Passa la Variante al Pgt, decisivo Rocco Longobardi
Tra conflitto d'interessi, assenze personali e distinguo politici, la maggioranza non avrebbe garantito il numero legale. E qui si è rivelato decisivo il voto del consigliere di minoranza di Gallarate 9.9

La minoranza è contraria, la maggioranza rimane orfana di alcuni consiglieri (per conflitti d’interesse, assenze già previste, contrarietà politica). E alla fine al voto sul Pgt il centrodestra viene “salvato” dal consigliere di Gallarate 9.9 Rocco Longobardi.
È stata un po’ la sorpresa della serata di adozione della Variante al Pgt targata Cassani-Petrone, anche se la posizione di Longobardi – che siede sui banchi della minoranza – era già prevedibile per come aveva votato nella prima fase del consiglio, quando il resto dell’opposizione aveva chiesto di fermare il voto (vedi qui).
Partiamo dalle défaillance della maggioranza: era assente giustificato Niccolò Postizzi della Lega, Giuseppe Martignoni di Fratelli d’Italia ha ritenuto di essere in conflitto d’interesse indiretto (per proprietà di parenti coinvolte dalla Variante) e quindi ha scelto di non essere in aula. Diverso il caso dei due consiglieri “ferrazziani” di Libertà per Gallarate, Luca Carabelli e Luigi Fichera: «È una variante gattopardesca, senza coraggio» ha detto Carabelli, sintetizzando i dubbi sulla revisione del piano regolatore («trovate il coraggio di andare sui banchi dell’opposizione» ha ribattuto il leghista Stefano Deligios).
Usciti i consiglieri “critici” (centrosinistra e Libertà per Gallarate), la maggioranza rischiava di non avere il numero legale per l’adozione della Variante. Ed è qui che si è visto appunto il ruolo inedito di Rocco Longobardi, che ha garantito l’approvazione: «La revisione del Pgt era necessaria» ha detto il consigliere di Gallarate 9.9, spiegando che «la cosa importante è sempre il bene della città, non l’essere maggioranza o minoranza». Incassando il ringraziamento di Germano Dall’Igna di Forza Italia alla «opposizione consapevole e costruttiva».
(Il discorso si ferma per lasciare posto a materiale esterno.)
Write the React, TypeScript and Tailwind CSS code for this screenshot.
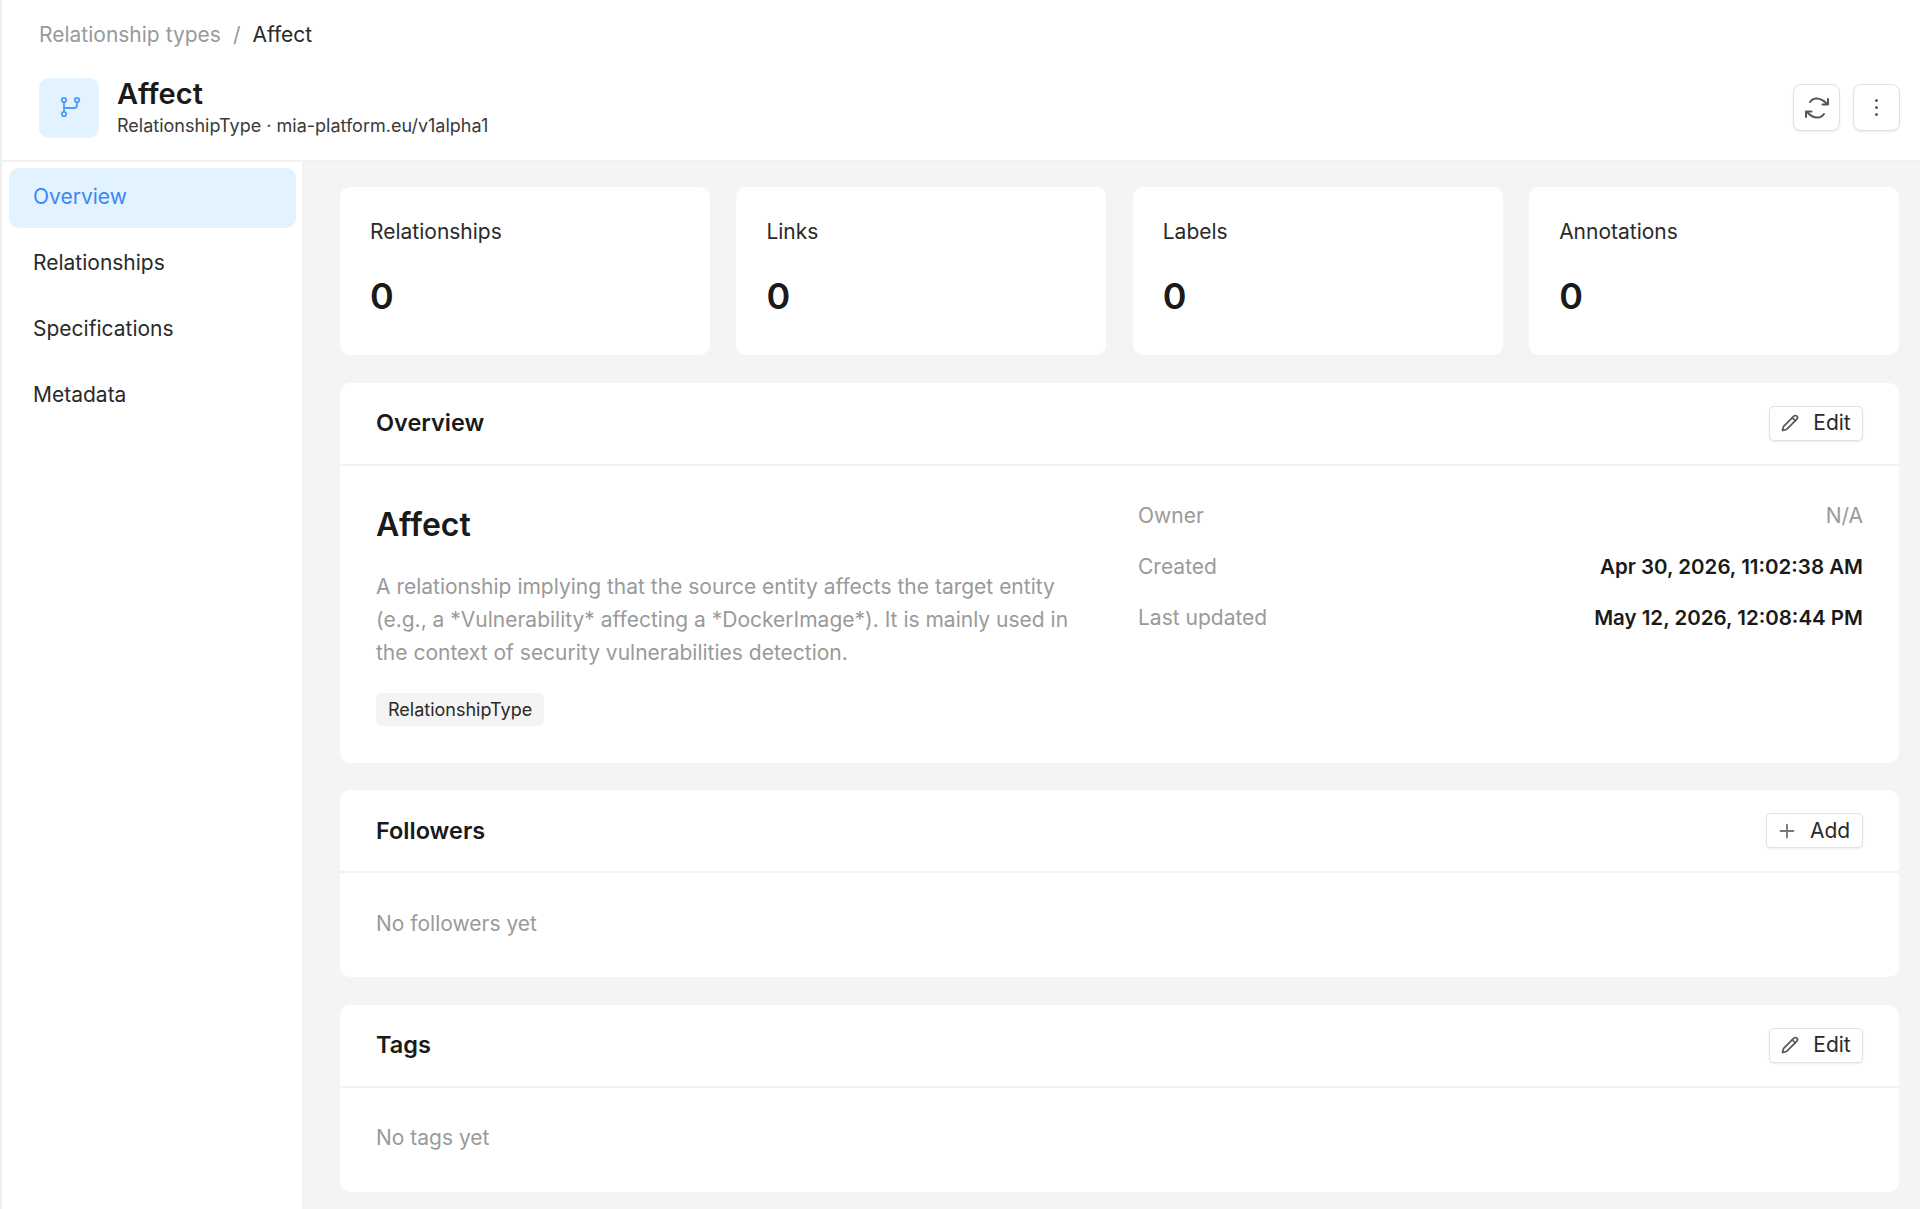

Per il resto sono rimaste le differenze. Per il centrodestra gli elementi a favore sono il recupero delle aree dismesse, l’edilizia convenzionata, il recupero dei centri storici, la semplificazione delle procedure paesistiche. «Abbiamo tolto tutti quei pali e paletti, lacci e laccioli che fermavano anche le grandi opere» ha detto l’assessore Petrone, che ha detto che il piano segna il passaggio «da una decrescita infelice a una impostazione entusiastica».
All’opposto il centrosinistra (Pd e Città è Vita) critica l’intervento sui centri storici «che prevede possibilità di demolizione e ricostruzione o arretramento fino a 5 metri delle facciate», quindi la perdita del paesaggio urbano storico; l’aumento di consumo di suolo a Sciarè («una panzana», ha ribattito Cassani). E più in generale l’opposizione ha criticato l’idea di un «outlet urbanistico, senza lacci e laccioli, senza beneficio per la comunità».